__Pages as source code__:
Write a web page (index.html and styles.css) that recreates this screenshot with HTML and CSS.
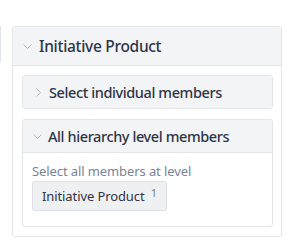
FILE: index.html
```html
<!DOCTYPE html>
<html lang="en">
<head>
  <meta charset="UTF-8">
  <title>Hierarchy</title>
  <link rel="stylesheet" href="styles.css">
</head>
<body>
  <div class="page">
    <div class="side-edge"></div>

    <div class="panel">
      <div class="panel-head">
        <svg class="chev-down" width="9" height="5" viewBox="0 0 9 5"><path d="M0.5 0.5 L4.5 4.5 L8.5 0.5" fill="none" stroke="#b4b9c1" stroke-width="1"/></svg>
        <span class="panel-title">Initiative Product</span>
      </div>

      <div class="panel-body">
        <div class="section">
          <div class="section-head">
            <svg class="chev-right" width="5" height="9" viewBox="0 0 5 9"><path d="M0.5 0.5 L4.5 4.5 L0.5 8.5" fill="none" stroke="#b4b9c1" stroke-width="1"/></svg>
            <span>Select individual members</span>
          </div>
        </div>

        <div class="section">
          <div class="section-head open">
            <svg class="chev-down" width="9" height="5" viewBox="0 0 9 5"><path d="M0.5 0.5 L4.5 4.5 L8.5 0.5" fill="none" stroke="#b4b9c1" stroke-width="1"/></svg>
            <span>All hierarchy level members</span>
          </div>
          <div class="section-body">
            <div class="hint">Select all members at level</div>
            <div class="chip">Initiative Product <sup class="count">1</sup></div>
          </div>
        </div>
      </div>
    </div>
  </div>
</body>
</html>
```

FILE: styles.css
```css
body {
  margin: 0;
  font-family: "Noto Sans", "Open Sans", sans-serif;
  background: #fff;
  color: #2f3447;
}
.page {
  display: flex;
  align-items: flex-start;
  padding-top: 26px;
}
.side-edge {
  width: 1px;
  height: 37px;
  background: #e3e5e8;
  margin-right: 11px;
}
.panel {
  width: 268px;
  border: 1px solid #e3e5e8;
  border-radius: 3px;
}
.panel-head {
  display: flex;
  align-items: center;
  height: 38px;
  background: #f3f4f6;
  border-bottom: 1px solid #e3e5e8;
  border-radius: 3px 3px 0 0;
}
.panel-head .chev-down {
  margin: 0 7px 0 10px;
}
.panel-title {
  font-size: 15.5px;
  font-weight: 500;
  letter-spacing: -0.3px;
  color: #2f3447;
}
.panel-body {
  padding: 9px 8px 9px 9px;
  display: flex;
  flex-direction: column;
  gap: 10px;
}
.section {
  border: 1px solid #e3e5e8;
  border-radius: 3px;
}
.section-head {
  display: flex;
  align-items: center;
  height: 32px;
  background: #f3f4f6;
  font-size: 14.5px;
  font-weight: 500;
  letter-spacing: -0.4px;
  color: #2f3447;
}
.section-head .chev-right {
  margin: 0 8px 0 13px;
}
.section-head .chev-down {
  margin: 0 6px 0 10px;
}
.section-head.open {
  border-bottom: 1px solid #e3e5e8;
}
.section-body {
  padding: 9px 9px 15px 9px;
}
.hint {
  font-size: 13px;
  letter-spacing: -0.1px;
  color: #7b8396;
  line-height: 18px;
}
.chip {
  display: inline-block;
  margin-top: 1px;
  padding: 5px 9px;
  font-size: 13px;
  letter-spacing: -0.1px;
  line-height: 18px;
  color: #2f3447;
  background: #eff0f2;
  border: 1px solid #dcdfe3;
  border-radius: 3px;
}
.count {
  font-size: 11px;
  color: #7b8396;
  margin-left: 3px;
  vertical-align: 4px;
  line-height: 0;
}
```
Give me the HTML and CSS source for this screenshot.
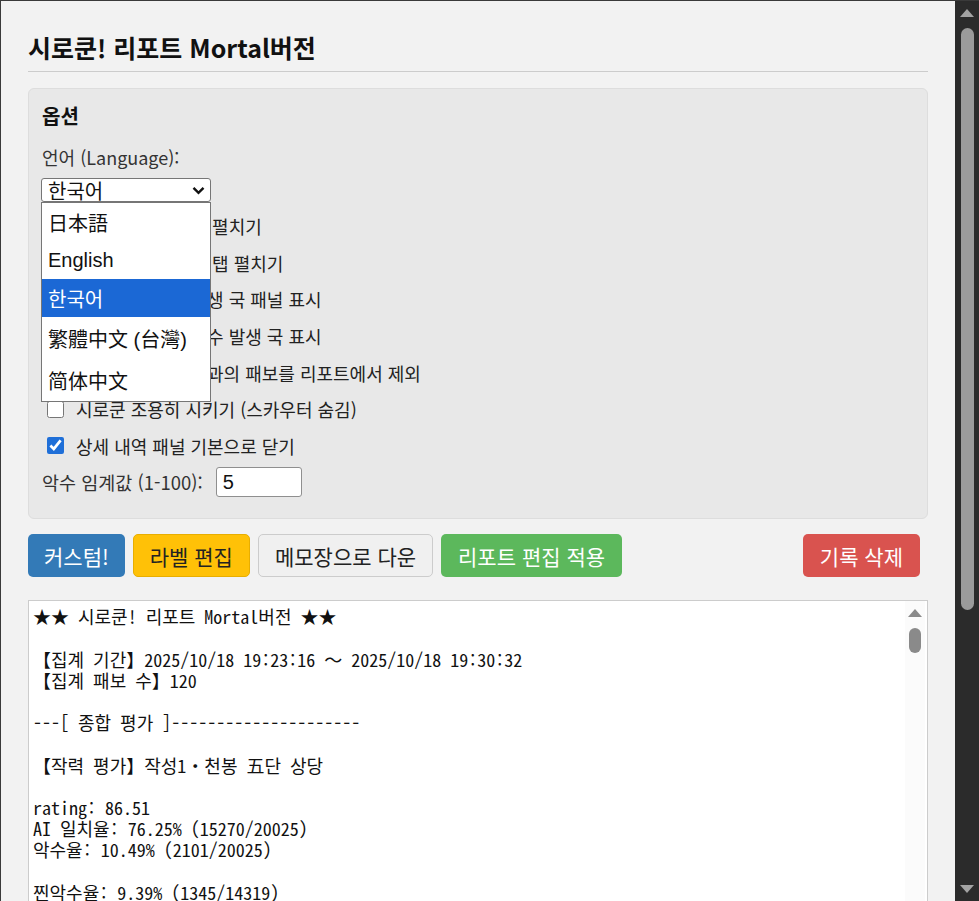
FILE: index.html
```html
<!DOCTYPE html>
<html lang="ko">

<head>
    <meta charset="UTF-8">
    <meta name="viewport" content="width=device-width, initial-scale=1.0">
    <title>시로쿤! 리포트 Mortal버전</title>
    <link rel="stylesheet" href="styles.css">
</head>

<body>
    <div class="window">
        <main class="page">
            <h1 class="title">시로쿤! 리포트 Mortal버전</h1>

            <section class="options">
                <h2>옵션</h2>
                <label class="field-label" for="lang">언어 (Language):</label>
                <div class="lang-picker">
                    <div class="select" id="lang">
                        <span>한국어</span>
                        <svg class="chevron" width="13" height="9" viewBox="0 0 13 9">
                            <path d="M1.5 1.8 L6.5 6.8 L11.5 1.8" fill="none" stroke="#111" stroke-width="2.4" />
                        </svg>
                    </div>
                    <!-- open option list -->
                    <ul class="lang-menu">
                        <li lang="ja">日本語</li>
                        <li lang="en">English</li>
                        <li class="selected">한국어</li>
                        <li class="tall" lang="zh-TW">繁體中文 (台灣)</li>
                        <li class="tall" lang="zh-CN">简体中文</li>
                    </ul>
                </div>

                <label class="check-row first"><input type="checkbox" checked>모든 국 상세 내역 펼치기</label>
                <label class="check-row"><input type="checkbox">각 국별 분석 결과 탭 펼치기</label>
                <label class="check-row"><input type="checkbox" checked>하단에 큰 악수 발생 국 패널 표시</label>
                <label class="check-row"><input type="checkbox">리포트 본문 속 악수 발생 국 표시</label>
                <label class="check-row"><input type="checkbox">기준 미달 대국 결과의 패보를 리포트에서 제외</label>
                <label class="check-row"><input type="checkbox">시로쿤 조용히 시키기 (스카우터 숨김)</label>
                <label class="check-row"><input type="checkbox" checked>상세 내역 패널 기본으로 닫기</label>

                <div class="threshold-row">
                    <label for="threshold">악수 임계값 (1-100):</label>
                    <input type="text" id="threshold" value="5">
                </div>
            </section>

            <div class="actions">
                <button class="btn btn-blue">커스텀!</button>
                <button class="btn btn-yellow">라벨 편집</button>
                <button class="btn btn-plain">메모장으로 다운</button>
                <button class="btn btn-green">리포트 편집 적용</button>
                <button class="btn btn-red push-right">기록 삭제</button>
            </div>

            <div class="report">
<pre class="report-text">★★ 시로쿤! 리포트 Mortal버전 ★★

【집계 기간】2025/10/18 19:23:16 ～ 2025/10/18 19:30:32
【집계 패보 수】120

---[ 종합 평가 ]---------------------

【작력 평가】작성1・천봉 五단 상당

rating: 86.51
AI 일치율: 76.25% (15270/20025)
악수율: 10.49% (2101/20025)

찐악수율: 9.39% (1345/14319)
</pre>
                <div class="report-scroll">
                    <span class="arrow-up small"></span>
                    <span class="thumb small"></span>
                </div>
            </div>
        </main>

        <div class="page-scroll">
            <span class="arrow-up"></span>
            <span class="thumb"></span>
            <span class="arrow-down"></span>
        </div>
    </div>
</body>

</html>
```

FILE: styles.css
```css
body {
    margin: 0;
    height: 901px;
    overflow: hidden;
    background-color: #f2f2f2;
    font-family: "Noto Sans CJK KR", "Noto Sans", sans-serif;
    color: #222;
}

.window {
    display: flex;
    height: 901px;
    box-sizing: border-box;
    border-top: 1px solid #3a3a3a;
    border-left: 1px solid #3a3a3a;
}

.page {
    flex: 1;
    min-width: 0;
    padding: 31px 27px 0 27px;
    overflow: hidden;
}

.title {
    margin: 0;
    padding-bottom: 9px;
    border-bottom: 1px solid #ccc;
    font-size: 25px;
    line-height: 30px;
    font-weight: 700;
    color: #111;
}

/* options panel */
.options {
    margin-top: 16px;
    padding: 14px 13px 21px;
    background-color: #e8e8e8;
    border: 1px solid #ddd;
    border-radius: 6px;
}

.options h2 {
    margin: 0 0 16px;
    font-size: 20px;
    line-height: 26px;
    font-weight: 700;
    color: #111;
}

.field-label {
    display: block;
    font-size: 18px;
    line-height: 24px;
    color: #333;
}

.lang-picker {
    position: relative;
    width: 170px;
    margin-top: 9px;
    margin-left: -1px;
}

.select {
    display: flex;
    align-items: center;
    justify-content: space-between;
    height: 24px;
    box-sizing: border-box;
    padding: 0 5px 0 6px;
    background-color: #fff;
    border: 1px solid #767676;
    border-radius: 3px;
    font-family: "Liberation Sans", "Noto Sans CJK KR", sans-serif;
    font-size: 20px;
    color: #111;
}

.lang-menu {
    position: absolute;
    top: 24px;
    left: 0;
    z-index: 5;
    width: 170px;
    box-sizing: border-box;
    margin: 0;
    padding: 0;
    list-style: none;
    background-color: #fff;
    border: 1px solid #767676;
}

.lang-menu li {
    display: flex;
    align-items: center;
    height: 38px;
    padding-left: 6px;
    font-family: "Liberation Sans", "Noto Sans CJK KR", sans-serif;
    font-size: 20px;
    color: #111;
}

.lang-menu li[lang="ja"] {
    font-family: "Noto Sans CJK JP", sans-serif;
}

.lang-menu li[lang="zh-TW"] {
    font-family: "Liberation Sans", "Noto Sans CJK TC", sans-serif;
}

.lang-menu li[lang="zh-CN"] {
    font-family: "Noto Sans CJK SC", sans-serif;
}

.lang-menu li.tall {
    height: 42px;
}

.lang-menu li.selected {
    background-color: #1b68d5;
    color: #fff;
}

.check-row {
    display: flex;
    align-items: center;
    height: 36.6px;
    font-size: 18px;
    color: #222;
}

.check-row.first {
    margin-top: 6px;
}

.check-row input {
    width: 17px;
    height: 17px;
    margin: 0 12px 0 5px;
    accent-color: #1f6fd8;
}

.threshold-row {
    display: flex;
    align-items: center;
    gap: 13px;
    height: 30px;
    margin-top: 3px;
    font-size: 18.5px;
    color: #333;
}

.threshold-row input {
    width: 86px;
    height: 30px;
    box-sizing: border-box;
    padding: 0 6px;
    border: 1px solid #8f8f8f;
    border-radius: 3px;
    font-family: "Liberation Sans", sans-serif;
    font-size: 20px;
    color: #111;
}

/* buttons */
.actions {
    display: flex;
    gap: 8px;
    margin-top: 15px;
    padding-right: 8px;
}

.btn {
    height: 43px;
    padding: 0 16px;
    border: 1px solid transparent;
    border-radius: 5px;
    font-family: inherit;
    font-size: 21px;
}

.btn-blue {
    padding: 0 15px;
    background-color: #337ab7;
    color: #fff;
}

.btn-yellow {
    background-color: #ffc107;
    border-color: #e8ae00;
    color: #222;
}

.btn-plain {
    background-color: #f0f0f0;
    border-color: #ccc;
    color: #222;
}

.btn-green {
    background-color: #5cb85c;
    color: #fff;
}

.btn-red {
    background-color: #d9534f;
    color: #fff;
}

.push-right {
    margin-left: auto;
}

/* report box */
.report {
    display: flex;
    height: 360px;
    margin-top: 23px;
    background-color: #fff;
    border: 1px solid #ccc;
}

.report-text {
    flex: 1;
    margin: 0;
    padding: 5px 4px;
    font-family: "Noto Sans Mono CJK KR", "Liberation Mono", monospace;
    font-size: 18px;
    line-height: 21.2px;
    color: #111;
    white-space: pre;
    overflow: hidden;
}

.report-scroll {
    display: flex;
    flex-direction: column;
    align-items: center;
    width: 20px;
    margin-right: 2px;
    padding-top: 8px;
    background-color: #fbfbfb;
}

.page-scroll {
    display: flex;
    flex-direction: column;
    align-items: center;
    width: 24px;
    flex-shrink: 0;
    box-sizing: border-box;
    padding: 8px 0 8px;
    background-color: #2b2b2b;
}

.arrow-up,
.arrow-down {
    width: 0;
    height: 0;
    border-left: 7.5px solid transparent;
    border-right: 7.5px solid transparent;
}

.arrow-up {
    border-bottom: 8px solid #a3a3a3;
}

.arrow-down {
    margin-top: auto;
    border-top: 8px solid #a3a3a3;
}

.thumb {
    width: 13px;
    height: 582px;
    margin-top: 11px;
    border-radius: 6.5px;
    background-color: #9b9b9b;
}

.arrow-up.small {
    border-left-width: 7px;
    border-right-width: 7px;
    border-bottom-color: #8a8a8a;
}

.thumb.small {
    width: 12px;
    height: 25px;
    border-radius: 6px;
    background-color: #8a8a8a;
}
```
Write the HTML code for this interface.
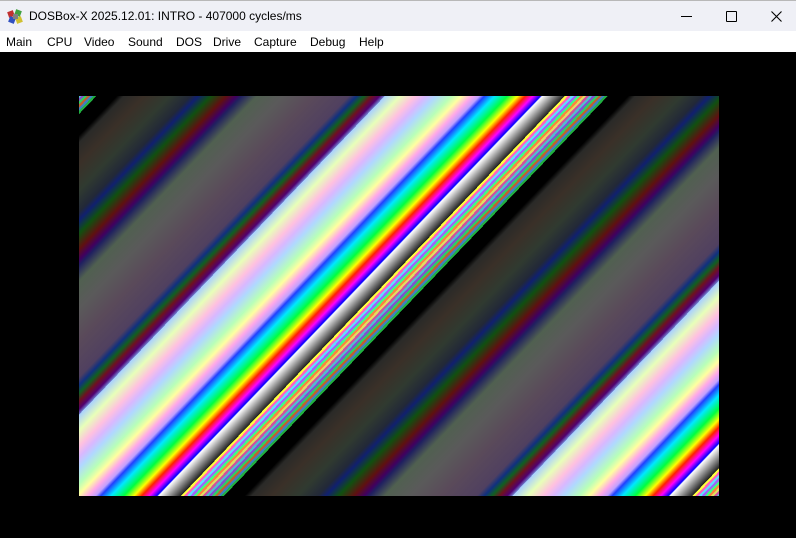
<!DOCTYPE html>
<html><head><meta charset="utf-8"><style>
html,body{margin:0;padding:0;width:796px;height:538px;overflow:hidden;background:#000;font-family:"Liberation Sans",sans-serif;}
#title{position:absolute;left:0;top:0;width:796px;height:31px;background:#eff0f6;border-top:1px solid #b8b8b8;box-sizing:border-box;}
#title .t{position:absolute;left:29px;top:8px;font-size:12px;color:#000;}
#menu{position:absolute;left:0;top:31px;width:796px;height:21px;background:#fff;}
#menu span{position:absolute;top:4px;font-size:12px;color:#000;}
#scr{position:absolute;left:79px;top:96px;width:640px;height:400px;}
</style></head><body>
<div id="title">
<svg style="position:absolute;left:7px;top:7px" width="17" height="17" viewBox="0 0 17 17">
<rect x="1" y="3" width="6" height="6" fill="#c03030" transform="rotate(-20 4 6)"/>
<rect x="8" y="2" width="6" height="6" fill="#40a040" transform="rotate(20 11 5)"/>
<rect x="2" y="9" width="6" height="6" fill="#3050c0" transform="rotate(20 5 12)"/>
<rect x="9" y="9" width="6" height="6" fill="#d0c030" transform="rotate(-20 12 12)"/>
<rect x="6" y="6" width="5" height="5" fill="#808080"/>
</svg>
<div class="t">DOSBox-X 2025.12.01: INTRO - 407000 cycles/ms</div>
<div style="position:absolute;left:681px;top:15px;width:11px;height:1px;background:#000"></div>
<div style="position:absolute;left:726px;top:10px;width:9px;height:9px;border:1px solid #000;border-radius:1px"></div>
<svg style="position:absolute;left:771px;top:10px" width="11" height="11" viewBox="0 0 11 11"><path d="M0.5 0.5L10.5 10.5M10.5 0.5L0.5 10.5" stroke="#000" stroke-width="1.1"/></svg>
</div>
<div id="menu">
<span style="left:6px">Main</span><span style="left:47px">CPU</span><span style="left:84px">Video</span><span style="left:128px">Sound</span><span style="left:176px">DOS</span><span style="left:213px">Drive</span><span style="left:254px">Capture</span><span style="left:310px">Debug</span><span style="left:359px">Help</span>
</div>
<svg id="scr" width="640" height="400" viewBox="0 0 640 400">
<defs>
<linearGradient id="g" gradientUnits="userSpaceOnUse" x1="110" y1="204" x2="376.2" y2="459.5" spreadMethod="repeat">
<stop offset="0" stop-color="#a8d0ff"/>
<stop offset=".03" stop-color="#e8ffb8"/>
<stop offset=".06" stop-color="#ffc0e0"/>
<stop offset=".08" stop-color="#d8b8ff"/>
<stop offset=".10" stop-color="#b0d8ff"/>
<stop offset=".13" stop-color="#b8ffb8"/>
<stop offset=".15" stop-color="#ffffa0"/>
<stop offset=".17" stop-color="#ffa8e8"/>
<stop offset=".185" stop-color="#c0a0ff"/>
<stop offset=".195" stop-color="#2040ff"/>
<stop offset=".215" stop-color="#00e8ff"/>
<stop offset=".24" stop-color="#00ff40"/>
<stop offset=".26" stop-color="#ffff00"/>
<stop offset=".275" stop-color="#ff2000"/>
<stop offset=".29" stop-color="#ff00ff"/>
<stop offset=".305" stop-color="#0000ff"/>
<stop offset=".308" stop-color="#ffffff"/>
<stop offset=".352" stop-color="#202020"/>
<stop offset=".352" stop-color="#ffff40"/><stop offset=".358" stop-color="#ffff40"/>
<stop offset=".358" stop-color="#ff60c0"/><stop offset=".364" stop-color="#ff60c0"/>
<stop offset=".364" stop-color="#60e0ff"/><stop offset=".370" stop-color="#60e0ff"/>
<stop offset=".370" stop-color="#a060ff"/><stop offset=".376" stop-color="#a060ff"/>
<stop offset=".376" stop-color="#40ff80"/><stop offset=".382" stop-color="#40ff80"/>
<stop offset=".382" stop-color="#ff8040"/><stop offset=".388" stop-color="#ff8040"/>
<stop offset=".388" stop-color="#e0e060"/><stop offset=".394" stop-color="#e0e060"/>
<stop offset=".394" stop-color="#d050a0"/><stop offset=".400" stop-color="#d050a0"/>
<stop offset=".400" stop-color="#50c0d0"/><stop offset=".406" stop-color="#50c0d0"/>
<stop offset=".406" stop-color="#8050d0"/><stop offset=".412" stop-color="#8050d0"/>
<stop offset=".412" stop-color="#30d060"/><stop offset=".418" stop-color="#30d060"/>
<stop offset=".418" stop-color="#c06030"/><stop offset=".424" stop-color="#c06030"/>
<stop offset=".424" stop-color="#4080c0"/><stop offset=".430" stop-color="#4080c0"/>
<stop offset=".430" stop-color="#20b040"/><stop offset=".436" stop-color="#20b040"/>
<stop offset=".436" stop-color="#000"/>
<stop offset=".476" stop-color="#000"/>
<stop offset=".49" stop-color="#2a2a28"/>
<stop offset=".53" stop-color="#3a3028"/>
<stop offset=".58" stop-color="#303a30"/>
<stop offset=".62" stop-color="#222838"/>
<stop offset=".635" stop-color="#102070"/>
<stop offset=".66" stop-color="#105010"/>
<stop offset=".69" stop-color="#601010"/>
<stop offset=".71" stop-color="#400060"/>
<stop offset=".72" stop-color="#202060"/>
<stop offset=".75" stop-color="#506050"/>
<stop offset=".80" stop-color="#5a5a5a"/>
<stop offset=".86" stop-color="#5a4a5a"/>
<stop offset=".93" stop-color="#504060"/>
<stop offset=".945" stop-color="#103080"/>
<stop offset=".96" stop-color="#106020"/>
<stop offset=".975" stop-color="#701020"/>
<stop offset=".99" stop-color="#500070"/>
<stop offset="1" stop-color="#7080d0"/>
</linearGradient>
</defs>
<rect width="640" height="400" fill="url(#g)"/>
</svg>
</body></html>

__What the task requires__: Take every line from the data that contains the word "this".

__Exercise solution__:
Write a web page (index.html and styles.css) that recreates this screenshot with HTML and CSS.
Give me the HTML and CSS source for this screenshot.
Write the HTML code for this interface.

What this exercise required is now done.